In the listing below, count the lines containing the string "that" and state only the number.
┌──
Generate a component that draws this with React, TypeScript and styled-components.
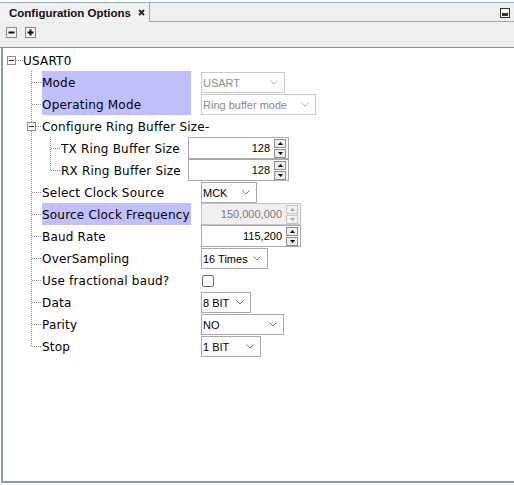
import React from 'react';
import styled, { createGlobalStyle } from 'styled-components';

const GlobalStyle = createGlobalStyle`
  html, body { margin: 0; padding: 0; background: #ffffff; }
  body { font-family: "DejaVu Sans", sans-serif; }
`;

const Panel = styled.div`
  width: 514px;
  height: 485px;
  display: flex;
  flex-direction: column;
  box-sizing: border-box;
`;

const TabBar = styled.div`
  margin-top: 2px;
  height: 20px;
  display: flex;
  background: #efefef;
  border-top: 1px solid #93a8b9;
  box-sizing: border-box;
`;

const Tab = styled.div`
  width: 150px;
  display: flex;
  align-items: center;
  padding-left: 9px;
  box-sizing: border-box;
  background: #f2f2f3;
  border-right: 1px solid #9aa7b4;
  font-family: "Liberation Sans", Arial, sans-serif;
  font-weight: bold;
  font-size: 11.5px;
  color: #111;
  gap: 7px;
`;

const TabFiller = styled.div`
  flex: 1;
  display: flex;
  justify-content: flex-end;
  align-items: center;
  padding-right: 4px;
  border-bottom: 1px solid #93a8b9;
`;

const Toolbar = styled.div`
  height: 26px;
  box-sizing: border-box;
  background: #efefef;
  border-bottom: 1px solid #8c8c98;
  display: flex;
  align-items: flex-start;
  padding: 5px 0 0 6px;
  gap: 8px;
`;

const ToolButton = styled.div`
  width: 11px;
  height: 11px;
  display: flex;
`;

const Content = styled.div`
  flex: 1;
  margin-left: 1px;
  margin-bottom: 2px;
  background: #fff;
  border-left: 2px solid #8d9aab;
  border-bottom: 2px solid #8d9aab;
  padding-top: 1px;
  display: flex;
  flex-direction: column;
`;

const Row = styled.div`
  height: 22px;
  display: flex;
  align-items: flex-start;
  flex-shrink: 0;
`;

const Gutter = styled.svg`
  flex-shrink: 0;
  display: block;
`;

const Label = styled.div<{ $w?: number; $hl?: boolean }>`
  ${(p) => (p.$w ? `width: ${p.$w}px;` : '')}
  flex-shrink: 0;
  height: 22px;
  box-sizing: border-box;
  padding-top: 1px;
  line-height: 22px;
  font-family: "DejaVu Sans", sans-serif;
  font-size: 12px;
  letter-spacing: 0.2px;
  color: #000;
  white-space: nowrap;
  background: ${(p) => (p.$hl ? '#c0c0fe' : 'transparent')};
`;

const ControlCell = styled.div<{ $ml: number }>`
  margin-left: ${(p) => p.$ml}px;
  display: flex;
  height: 22px;
  align-items: flex-start;
`;

const ComboBox = styled.div<{ $w: number; $disabled?: boolean }>`
  width: ${(p) => p.$w}px;
  height: 21px;
  margin-top: 1px;
  box-sizing: border-box;
  border: 1px solid ${(p) => (p.$disabled ? '#c9c9c9' : '#a9a9a9')};
  background: #fff;
  display: flex;
  align-items: center;
  padding-left: 1px;
  font-family: "Liberation Sans", Arial, sans-serif;
  font-size: 11px;
  color: ${(p) => (p.$disabled ? '#8a8a8a' : '#000')};
`;

const ComboText = styled.span`
  flex: 1;
  white-space: nowrap;
`;

const Chevron = styled.svg`
  margin-right: 6px;
  display: block;
`;

const Spinner = styled.div<{ $w: number; $disabled?: boolean }>`
  width: ${(p) => p.$w}px;
  height: 22px;
  box-sizing: border-box;
  border: 1px solid ${(p) => (p.$disabled ? '#c4c4c4' : '#a9a9a9')};
  background: ${(p) => (p.$disabled ? '#f0f0f0' : '#fff')};
  display: flex;
  align-items: center;
  font-family: "Liberation Sans", Arial, sans-serif;
  font-size: 11px;
  color: ${(p) => (p.$disabled ? '#7a7a7a' : '#000')};
`;

const SpinnerValue = styled.span`
  flex: 1;
  text-align: right;
  padding-right: 4px;
`;

const ArrowCol = styled.div`
  display: flex;
  flex-direction: column;
  gap: 1px;
  margin-right: 2px;
`;

const ArrowButton = styled.div<{ $disabled?: boolean }>`
  width: 12px;
  height: 9px;
  box-sizing: border-box;
  border: 1px solid ${(p) => (p.$disabled ? '#c6c6c6' : '#8e8e8e')};
  background: ${(p) => (p.$disabled ? '#f2f2f2' : '#ececec')};
  display: flex;
  align-items: center;
  justify-content: center;
`;

const CheckBox = styled.div`
  width: 12px;
  height: 12px;
  margin: 6px 0 0 1px;
  box-sizing: border-box;
  border: 1px solid #6b6b6b;
  border-radius: 2px;
  background: #fff;
`;

const DOT = '#8a8a8a';

type GutterProps = {
  level: 0 | 1 | 2;
  last?: boolean;
  expander?: boolean;
};

const Expander: React.FC<{ x: number }> = ({ x }) => (
  <g>
    <rect x={x + 0.5} y={7.5} width={8} height={8} fill="#fff" stroke="#8c8c8c" />
    <line x1={x + 2} x2={x + 7} y1={11.5} y2={11.5} stroke="#222" />
  </g>
);

const TreeGutter: React.FC<GutterProps> = ({ level, last, expander }) => {
  const widths = { 0: 20, 1: 39, 2: 58 };
  const w = widths[level];
  return (
    <Gutter width={w} height={22} viewBox={`0 0 ${w} 22`}>
      {level === 0 && (
        <>
          <line x1={13} x2={20} y1={11.5} y2={11.5} stroke={DOT} strokeDasharray="1 1" />
          <Expander x={4} />
        </>
      )}
      {level === 1 && (
        <>
          <line x1={28.5} x2={28.5} y1={0} y2={last ? 12 : 22} stroke={DOT} strokeDasharray="1 1" />
          <line x1={expander ? 33 : 29} x2={39} y1={11.5} y2={11.5} stroke={DOT} strokeDasharray="1 1" />
          {expander && <Expander x={24} />}
        </>
      )}
      {level === 2 && (
        <>
          <line x1={28.5} x2={28.5} y1={0} y2={22} stroke={DOT} strokeDasharray="1 1" />
          <line x1={47.5} x2={47.5} y1={0} y2={last ? 12 : 22} stroke={DOT} strokeDasharray="1 1" />
          <line x1={48} x2={58} y1={11.5} y2={11.5} stroke={DOT} strokeDasharray="1 1" />
        </>
      )}
    </Gutter>
  );
};

const Combo: React.FC<{ value: string; w: number; disabled?: boolean }> = ({ value, w, disabled }) => (
  <ComboBox $w={w} $disabled={disabled}>
    <ComboText>{value}</ComboText>
    <Chevron width={8} height={5} viewBox="0 0 8 5">
      <polyline points="0.5,0.5 4,4 7.5,0.5" fill="none" stroke={disabled ? '#b0b0b0' : '#7a7a7a'} strokeWidth={1} />
    </Chevron>
  </ComboBox>
);

const Tri: React.FC<{ up?: boolean; disabled?: boolean }> = ({ up, disabled }) => (
  <svg width={5} height={3} viewBox="0 0 5 3" style={{ display: 'block' }}>
    <polygon points={up ? '0,3 5,3 2.5,0' : '0,0 5,0 2.5,3'} fill={disabled ? '#a5a5a5' : '#000'} />
  </svg>
);

const Spin: React.FC<{ value: string; w: number; disabled?: boolean }> = ({ value, w, disabled }) => (
  <Spinner $w={w} $disabled={disabled}>
    <SpinnerValue>{value}</SpinnerValue>
    <ArrowCol>
      <ArrowButton $disabled={disabled}>
        <Tri up disabled={disabled} />
      </ArrowButton>
      <ArrowButton $disabled={disabled}>
        <Tri disabled={disabled} />
      </ArrowButton>
    </ArrowCol>
  </Spinner>
);

type Item = {
  label: string;
  level: 0 | 1 | 2;
  last?: boolean;
  expander?: boolean;
  hl?: boolean;
  control?: React.ReactNode;
};

const items: Item[] = [
  { label: 'USART0', level: 0 },
  { label: 'Mode', level: 1, hl: true, control: <Combo value="USART" w={84} disabled /> },
  { label: 'Operating Mode', level: 1, hl: true, control: <Combo value="Ring buffer mode" w={115} disabled /> },
  { label: 'Configure Ring Buffer Size-', level: 1, expander: true },
  { label: 'TX Ring Buffer Size', level: 2, control: <Spin value="128" w={101} /> },
  { label: 'RX Ring Buffer Size', level: 2, last: true, control: <Spin value="128" w={101} /> },
  { label: 'Select Clock Source', level: 1, control: <Combo value="MCK" w={56} /> },
  { label: 'Source Clock Frequency', level: 1, hl: true, control: <Spin value="150,000,000" w={100} disabled /> },
  { label: 'Baud Rate', level: 1, control: <Spin value="115,200" w={100} /> },
  { label: 'OverSampling', level: 1, control: <Combo value="16 Times" w={67} /> },
  { label: 'Use fractional baud?', level: 1, control: <CheckBox /> },
  { label: 'Data', level: 1, control: <Combo value="8 BIT" w={50} /> },
  { label: 'Parity', level: 1, control: <Combo value="NO" w={83} /> },
  { label: 'Stop', level: 1, last: true, control: <Combo value="1 BIT" w={60} /> },
];

export default function App() {
  return (
    <>
      <GlobalStyle />
      <Panel>
        <TabBar>
          <Tab>
            <span>Configuration Options</span>
            <svg width={7} height={7} viewBox="0 0 7 7" style={{ display: 'block' }}>
              <path d="M1 1 L6 6 M6 1 L1 6" stroke="#222" strokeWidth={1.8} />
            </svg>
          </Tab>
          <TabFiller>
            <svg width={10} height={10} viewBox="0 0 10 10" style={{ display: 'block', marginTop: 2 }}>
              <rect x={0.5} y={0.5} width={9} height={9} fill="#f4f4f4" stroke="#333" />
              <rect x={2} y={5} width={6} height={3} fill="#333" />
            </svg>
          </TabFiller>
        </TabBar>
        <Toolbar>
          <ToolButton>
            <svg width={11} height={11} viewBox="0 0 11 11">
              <rect x={0.5} y={0.5} width={10} height={10} fill="#f3f3f3" stroke="#8a8a8a" />
              <rect x={2.5} y={4.5} width={6} height={2} fill="#111" />
            </svg>
          </ToolButton>
          <ToolButton>
            <svg width={11} height={11} viewBox="0 0 11 11">
              <rect x={0.5} y={0.5} width={10} height={10} fill="#f3f3f3" stroke="#8a8a8a" />
              <rect x={2.5} y={4.5} width={6} height={2} fill="#111" />
              <rect x={4.5} y={2.5} width={2} height={6} fill="#111" />
            </svg>
          </ToolButton>
        </Toolbar>
        <Content>
          {items.map((it) => {
            const labelW = it.level === 2 ? 127 : it.level === 1 ? 149 : undefined;
            const ml = it.level === 2 ? 0 : 10;
            return (
              <Row key={it.label}>
                <TreeGutter level={it.level} last={it.last} expander={it.expander} />
                <Label $w={it.control ? labelW : undefined} $hl={it.hl}>
                  {it.label}
                </Label>
                {it.control && <ControlCell $ml={ml}>{it.control}</ControlCell>}
              </Row>
            );
          })}
        </Content>
      </Panel>
    </>
  );
}
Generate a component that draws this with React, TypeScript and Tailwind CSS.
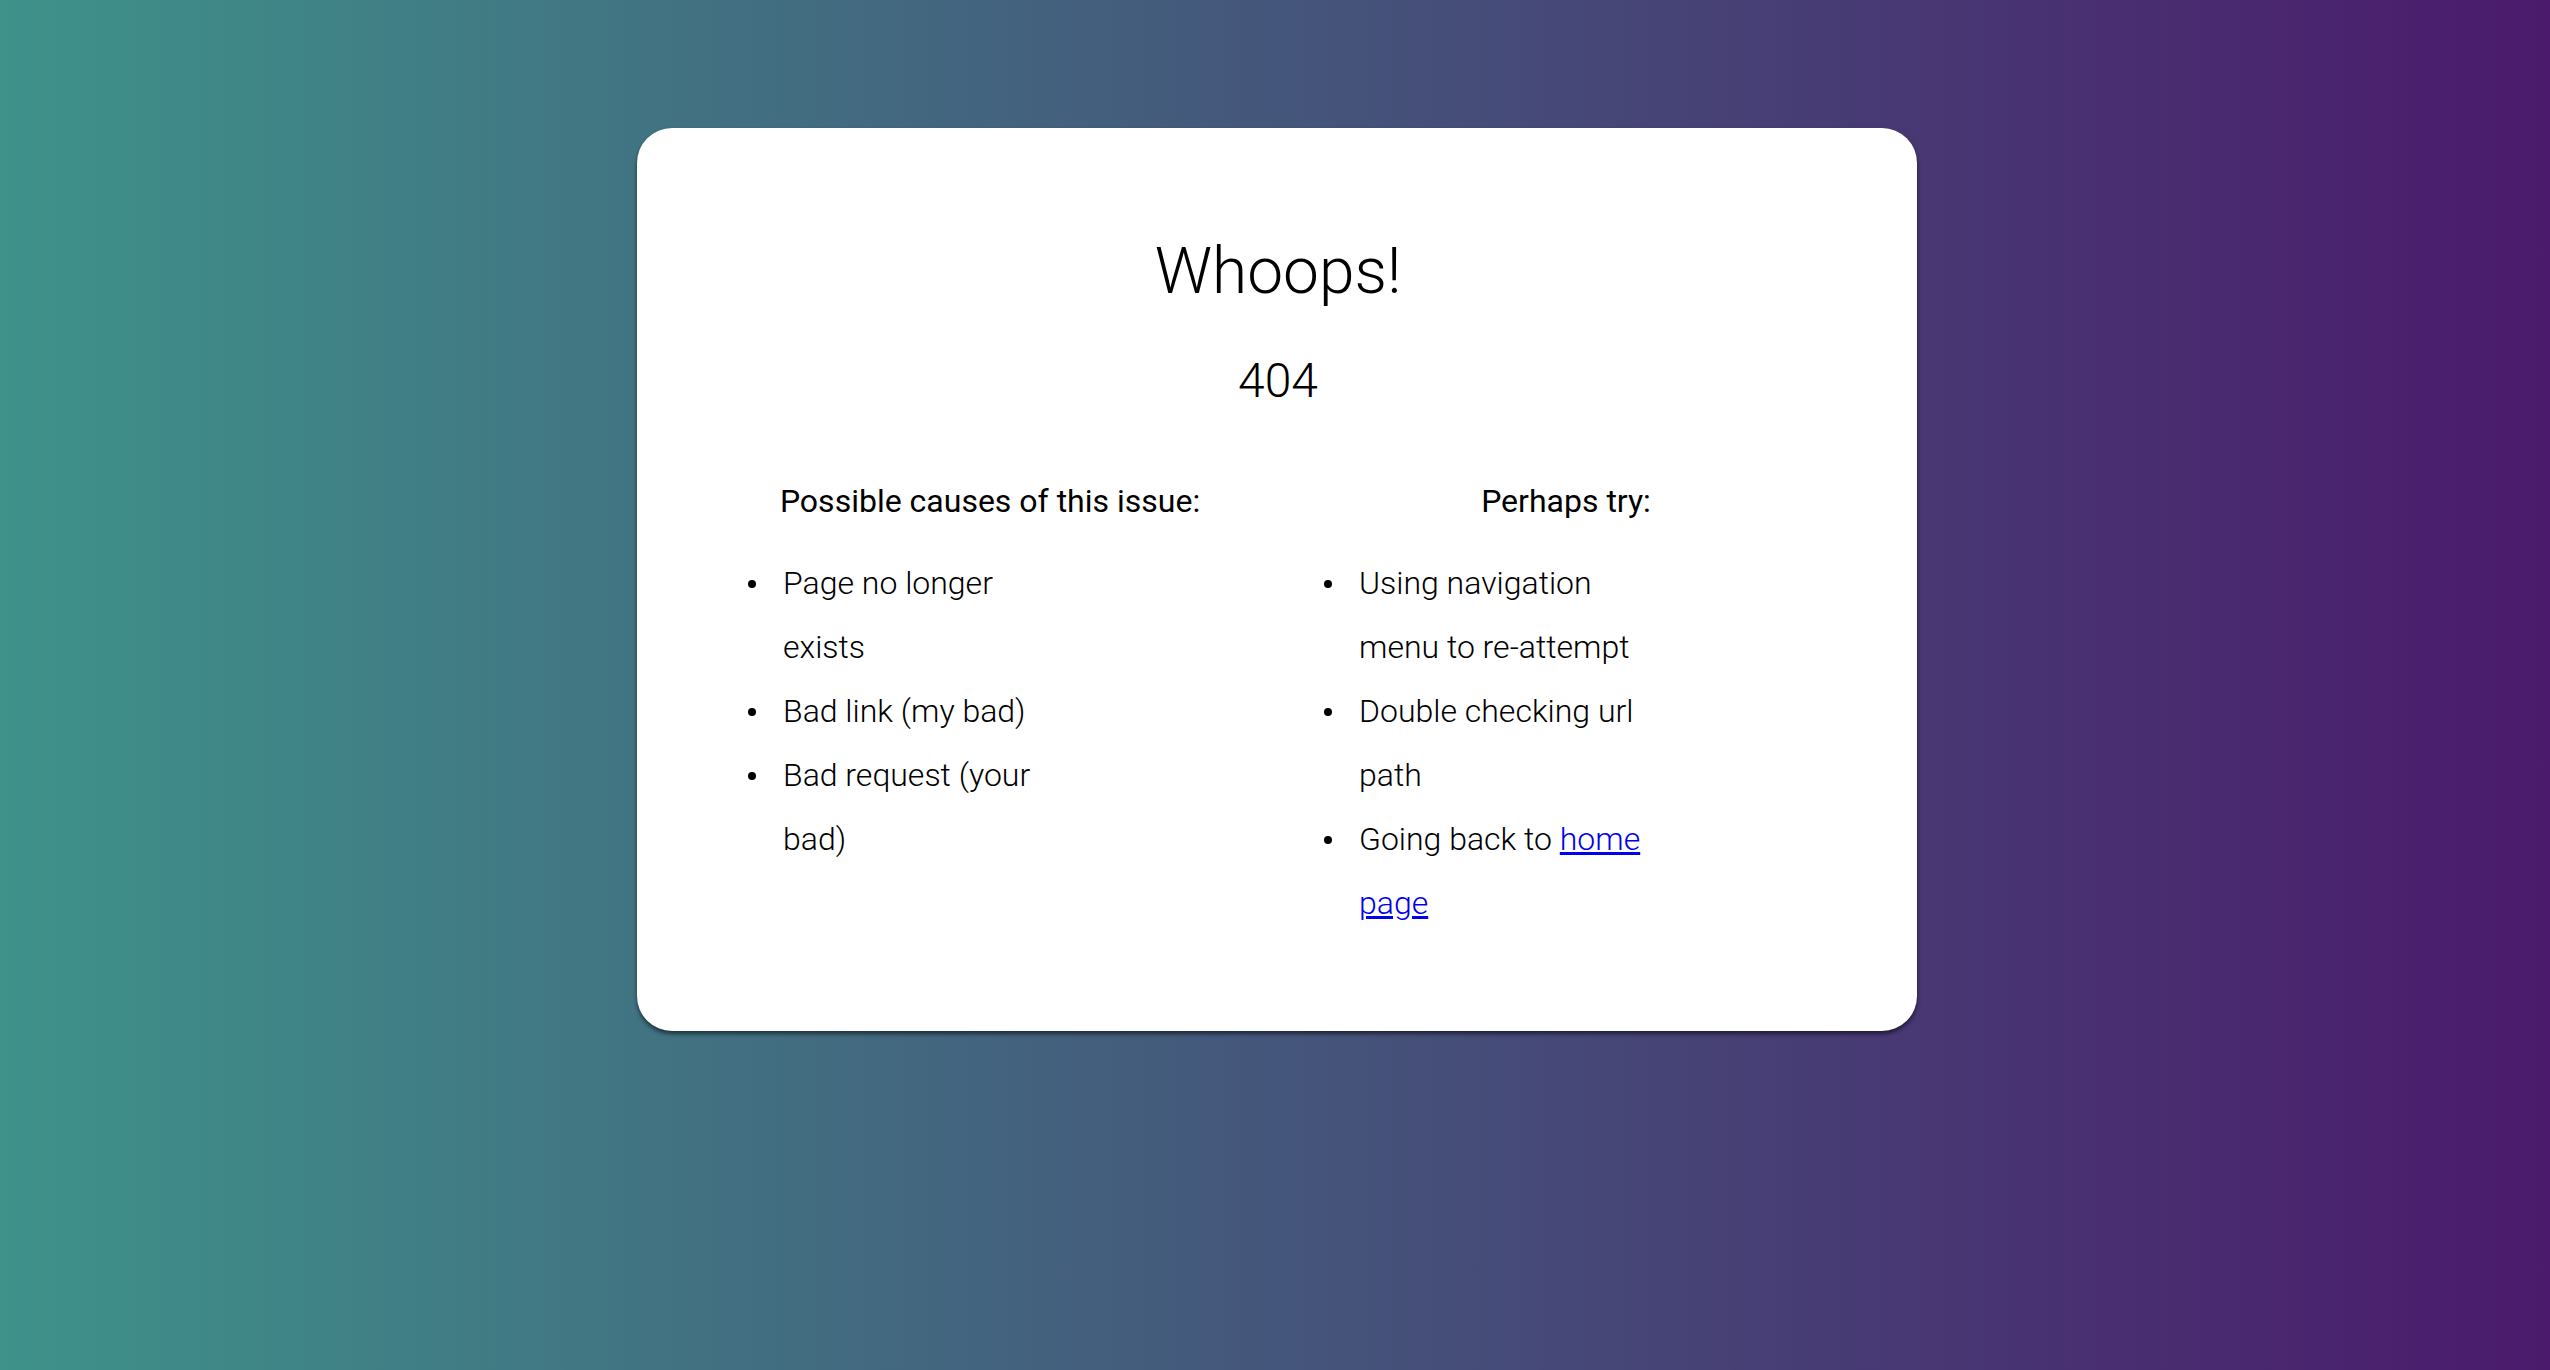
const causes = ["Page no longer exists", "Bad link (my bad)", "Bad request (your bad)"];

function Item({ children }: { children: React.ReactNode }) {
  return (
    <li className="flex items-start">
      <span className="ml-[5px] mr-[27px] mt-[29px] h-[8px] w-[8px] shrink-0 rounded-full bg-black" />
      <div className="min-w-0 flex-1">{children}</div>
    </li>
  );
}

export default function App() {
  return (
    <div className="flex min-h-screen w-full flex-col items-center bg-[linear-gradient(to_right,#3e928a,#4b1a6c)] pt-[128px] font-['Roboto',sans-serif] text-black">
      <div className="ml-[4px] flex w-[1280px] flex-col items-center rounded-[35px] bg-white pb-[96px] pl-[106px] pr-[104px] pt-[112px] shadow-[0_3px_4px_rgba(0,0,0,0.55)]">
        <h1 className="text-[64px] font-light leading-none">Whoops!</h1>
        <h2 className="mt-[53px] text-[48px] font-light leading-none">404</h2>

        <div className="mt-[80px] flex w-full justify-between">
          <div className="flex w-[494px] flex-col">
            <h3 className="text-center text-[32px] font-normal leading-none">Possible causes of this issue:</h3>
            <ul className="mt-[34px] w-[326px] text-[32px] font-light leading-[64px]">
              {causes.map((c) => (
                <Item key={c}>{c}</Item>
              ))}
            </ul>
          </div>

          <div className="flex w-[494px] flex-col">
            <h3 className="text-center text-[32px] font-normal leading-none">Perhaps try:</h3>
            <ul className="mt-[34px] w-[326px] text-[32px] font-light leading-[64px]">
              <Item>Using navigation menu to re-attempt</Item>
              <Item>Double checking url path</Item>
              <Item>
                Going back to{" "}
                <a href="#" className="text-[#0000ee] underline">
                  home page
                </a>
              </Item>
            </ul>
          </div>
        </div>
      </div>
    </div>
  );
}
└──
- Task output
2